Monday, August 13, 2012

Maine

Maine by J. Courtney Sullivan
Published June 2011 by Knopf Doubleday Publishing Book
Source: my copy courtesy of the publisher

Maine is the story of four women, three generations of Kelleher women, and what it means to be a family.

Matriarch, Alice, is an alcoholic, no-holds-barred, deeply religious woman, racked by guilt and profoundly lonely after the death of her beloved husband, Daniel. Alice took on the roles of wife and mother as penance but she never let her family forget that it had cost her her dreams. There is nothing warm, soft or fuzzy about Alice.

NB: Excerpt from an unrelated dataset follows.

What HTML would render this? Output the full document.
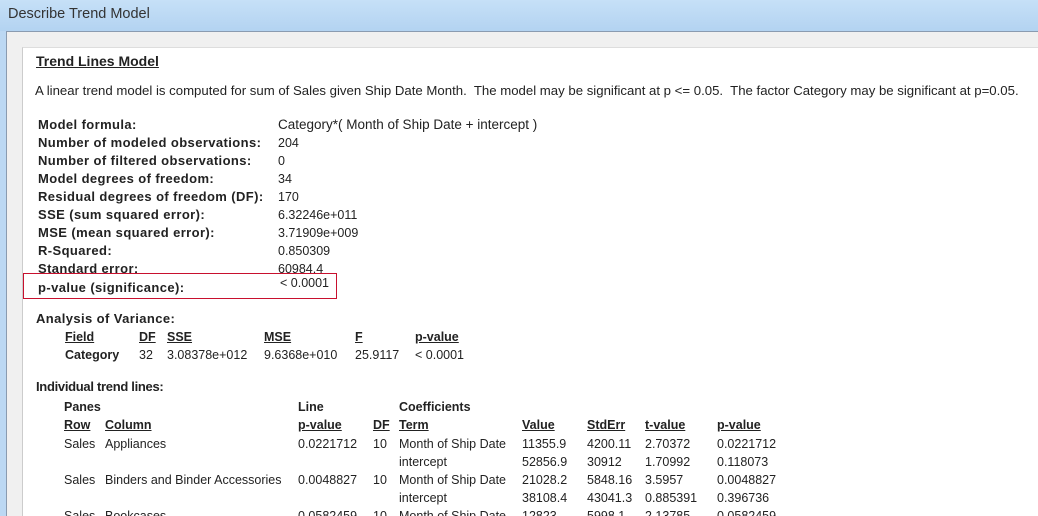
<!DOCTYPE html>
<html><head><style>
html,body{margin:0;width:1038px;height:516px;overflow:hidden}
body{background:#bcd8f3;font-family:"Liberation Sans",sans-serif;font-size:12.5px;color:#222;position:relative}
.t{position:absolute;white-space:nowrap;line-height:14px}
.b{font-weight:bold}
.u{text-decoration:underline}
.lb{font-size:13px;letter-spacing:0.4px}
</style></head><body>
<div style="position:absolute;left:0;top:0;width:1038px;height:31px;background:linear-gradient(#c6e0f7,#b3d3f1)"></div>
<div class="t" style="left:8px;top:7px;font-size:14.5px;color:#333">Describe Trend Model</div>
<div style="position:absolute;left:6px;top:31px;width:1032px;height:485px;background:#f0f0f0;border-top:1px solid #8a9bb0;border-left:1px solid #8a9bb0"></div>
<div style="position:absolute;left:22px;top:47px;width:1016px;height:469px;background:#fff;border-top:1px solid #ddd;border-left:1px solid #ccc"></div>
<div class="t b u" style="left:36px;top:54px;font-size:14px">Trend Lines Model</div>
<div class="t" style="left:35px;top:84px;font-size:13.2px">A linear trend model is computed for sum of Sales given Ship Date Month.&nbsp; The model may be significant at p &lt;= 0.05.&nbsp; The factor Category may be significant at p=0.05.</div>
<div class="t b lb" style="left:38px;top:116px;line-height:18px">Model formula:<br>Number of modeled observations:<br>Number of filtered observations:<br>Model degrees of freedom:<br>Residual degrees of freedom (DF):<br>SSE (sum squared error):<br>MSE (mean squared error):<br>R-Squared:<br>Standard error:</div>
<div class="t" style="left:278px;top:116px;line-height:18px"><span style="font-size:13.5px">Category*( Month of Ship Date + intercept )</span><br>204<br>0<br>34<br>170<br>6.32246e+011<br>3.71909e+009<br>0.850309<br>60984.4</div>
<div class="t b lb" style="left:38px;top:281px">p-value (significance):</div>
<div class="t" style="left:280px;top:276px">&lt; 0.0001</div>
<div style="position:absolute;left:23px;top:273px;width:312px;height:24px;border:1.5px solid #c8102e"></div>
<div class="t b lb" style="left:36px;top:312px">Analysis of Variance:</div>
<div class="t b u" style="left:65px;top:330px">Field</div>
<div class="t b u" style="left:139px;top:330px">DF</div>
<div class="t b u" style="left:167px;top:330px">SSE</div>
<div class="t b u" style="left:264px;top:330px">MSE</div>
<div class="t b u" style="left:355px;top:330px">F</div>
<div class="t b u" style="left:415px;top:330px">p-value</div>
<div class="t b" style="left:65px;top:348px">Category</div>
<div class="t" style="left:139px;top:348px">32</div>
<div class="t" style="left:167px;top:348px">3.08378e+012</div>
<div class="t" style="left:264px;top:348px">9.6368e+010</div>
<div class="t" style="left:355px;top:348px">25.9117</div>
<div class="t" style="left:415px;top:348px">&lt; 0.0001</div>
<div class="t b" style="left:36px;top:380px;font-size:13px;letter-spacing:-0.3px">Individual trend lines:</div>
<div class="t b" style="left:64px;top:400px">Panes</div>
<div class="t b" style="left:298px;top:400px">Line</div>
<div class="t b" style="left:399px;top:400px">Coefficients</div>
<div class="t b u" style="left:64px;top:418px">Row</div>
<div class="t b u" style="left:105px;top:418px">Column</div>
<div class="t b u" style="left:298px;top:418px">p-value</div>
<div class="t b u" style="left:373px;top:418px">DF</div>
<div class="t b u" style="left:399px;top:418px">Term</div>
<div class="t b u" style="left:522px;top:418px">Value</div>
<div class="t b u" style="left:587px;top:418px">StdErr</div>
<div class="t b u" style="left:645px;top:418px">t-value</div>
<div class="t b u" style="left:717px;top:418px">p-value</div>
<div class="t" style="left:64px;top:435px;line-height:18px">Sales<br><br>Sales<br><br>Sales</div>
<div class="t" style="left:105px;top:435px;line-height:18px">Appliances<br><br>Binders and Binder Accessories<br><br>Bookcases</div>
<div class="t" style="left:298px;top:435px;line-height:18px">0.0221712<br><br>0.0048827<br><br>0.0582459</div>
<div class="t" style="left:373px;top:435px;line-height:18px">10<br><br>10<br><br>10</div>
<div class="t" style="left:399px;top:435px;line-height:18px">Month of Ship Date<br>intercept<br>Month of Ship Date<br>intercept<br>Month of Ship Date</div>
<div class="t" style="left:522px;top:435px;line-height:18px">11355.9<br>52856.9<br>21028.2<br>38108.4<br>12823</div>
<div class="t" style="left:587px;top:435px;line-height:18px">4200.11<br>30912<br>5848.16<br>43041.3<br>5998.1</div>
<div class="t" style="left:645px;top:435px;line-height:18px">2.70372<br>1.70992<br>3.5957<br>0.885391<br>2.13785</div>
<div class="t" style="left:717px;top:435px;line-height:18px">0.0221712<br>0.118073<br>0.0048827<br>0.396736<br>0.0582459</div>
</body></html>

Alice holds daughter, Kathleen, partially responsible for Daniel's death and harbors anger over what she perceives as his habit of spoiling Kathleen. With a mother like Alice, it's no wonder Kathleen also became an alcoholic, determined to live her life as differently as she can possibly be, including having an extremely close relationship with her daughter, Maggie.

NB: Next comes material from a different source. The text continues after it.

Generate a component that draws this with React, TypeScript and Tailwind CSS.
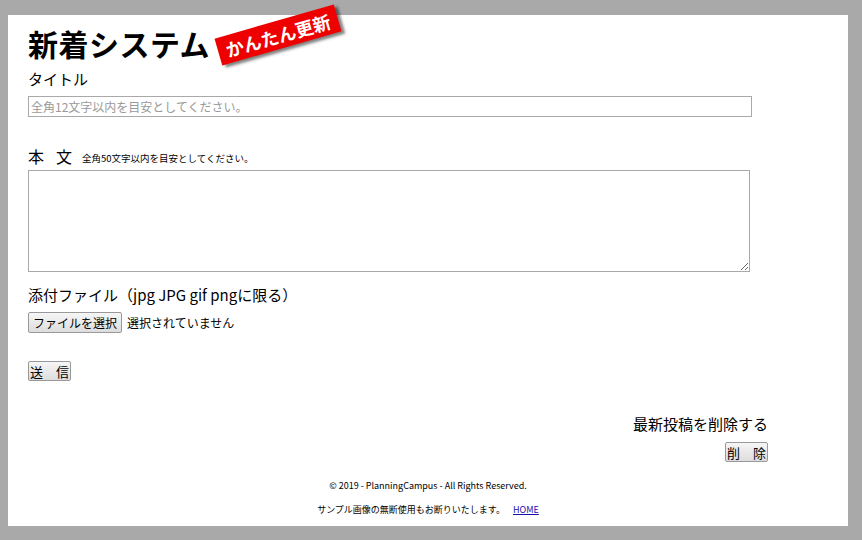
export default function App() {
  return (
    <div className="min-h-[540px] bg-[#a9a9a9] pt-[15px] pl-2 pr-[14px] pb-[14px] font-['Noto_Sans_CJK_JP',sans-serif] text-black">
      <div className="h-[511px] w-[840px] bg-white pl-5 pt-[5px]">
        <div className="relative flex h-[46px] items-center">
          <h1 className="text-[30px] font-bold leading-none tracking-[0.5px]">新着システム</h1>
          <span className="absolute left-[188px] top-[1px] -rotate-[16deg] bg-[#ee0000] px-[8px] py-[2px] text-[18px] font-bold leading-[24px] text-white shadow-[3px_3px_3px_rgba(0,0,0,0.5)]">
            かんたん更新
          </span>
        </div>
        <div className="mt-[3px] text-[15px] leading-[20px]">タイトル</div>
        <input
          type="text"
          placeholder="全角12文字以内を目安としてください。"
          className="mt-[7px] h-[21px] w-[724px] border border-[#a9a9a9] px-[2px] text-[12px] outline-none placeholder:text-[#999]"
        />
        <div className="mt-[31px] flex items-end leading-none">
          <span className="text-[16px]">本</span>
          <span className="ml-[12px] text-[16px]">文</span>
          <span className="ml-[10px] pb-[1px] text-[9.5px] whitespace-nowrap">全角50文字以内を目安としてください。</span>
        </div>
        <textarea className="mt-[6px] block h-[102px] w-[722px] border border-[#a9a9a9] outline-none" />
        <div className="mt-[13px] text-[15px] leading-[20px]">添付ファイル（jpg JPG gif pngに限る）</div>
        <div className="mt-[7px] flex items-center gap-[5px]">
          <button className="h-[21px] whitespace-nowrap rounded-[2px] border border-[#999] bg-gradient-to-b from-[#f6f6f6] to-[#dddddd] px-[4px] text-[12px] leading-none">
            ファイルを選択
          </button>
          <span className="text-[12px]">選択されていません</span>
        </div>
        <button className="mt-[28px] block h-[20px] w-[43px] whitespace-nowrap rounded-[2px] border border-[#999] bg-gradient-to-b from-[#f6f6f6] to-[#dddddd] text-[13px] leading-none">
          送　信
        </button>
        <div className="mt-[33px] w-[740px] text-right">
          <div className="text-[15px] leading-[20px]">最新投稿を削除する</div>
          <button className="mt-[8px] h-[20px] w-[43px] whitespace-nowrap rounded-[2px] border border-[#999] bg-gradient-to-b from-[#f6f6f6] to-[#dddddd] text-[13px] leading-none">
            削　除
          </button>
        </div>
        <div className="-ml-5 mt-[17px] text-center text-[9px] leading-[12px]">
          © 2019 - PlanningCampus - All Rights Reserved.
        </div>
        <div className="-ml-5 mt-[12px] text-center text-[9px] leading-[12px]">
          サンプル画像の無断使用もお断りいたします。 <a href="#" className="ml-[6px] text-[#1a0dab] underline">HOME</a>
        </div>
      </div>
    </div>
  );
}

Thirty-two year old Maggie finds herself pregnant and dealing with a boyfriend who won't commit, a mother she's afraid to disappoint and a grandmother she can't seem to connect with. Maggie calls Alice charming on the outside, icy on the inside, a woman who has warmed to boyfriend, Gabe but won't open up to Maggie.

Ann Marie, who came into the Kelleher clan when she married son Patrick, feels tremendous pressure to care for her mother-in-law and to be the perfect wife and mother. Once her children have left home, though, she begins to question how they could have all turned out so differently from what she had hoped. She turns to a dollhouse obsession and a crush on a married man.

Maine is a story about communication as much as it is about family. What is not said plays a much more important role in the women's relationships as what is said. Alice has never told anyone about the guilt that she has lived with, she has never confronted Kathleen about her anger she felt when Daniel left Kathleen his money. Ann Marie won't tell the family that her son Daniel is not the crown prince he was raised to be or that her daughter, Fiona, is gay. These kinds of stories always make me think about how my own family communicates - what we say and what we don't. The four women's stories overlap as Sullivan moves back and forth between each woman's narratives and back and forth in time. There are no easy answers in Maine but Sullivan's characters show real, believable growth. As much as these women change, they remain true to their essential characters.

Maine is a terrific summer read, a beach book with depth.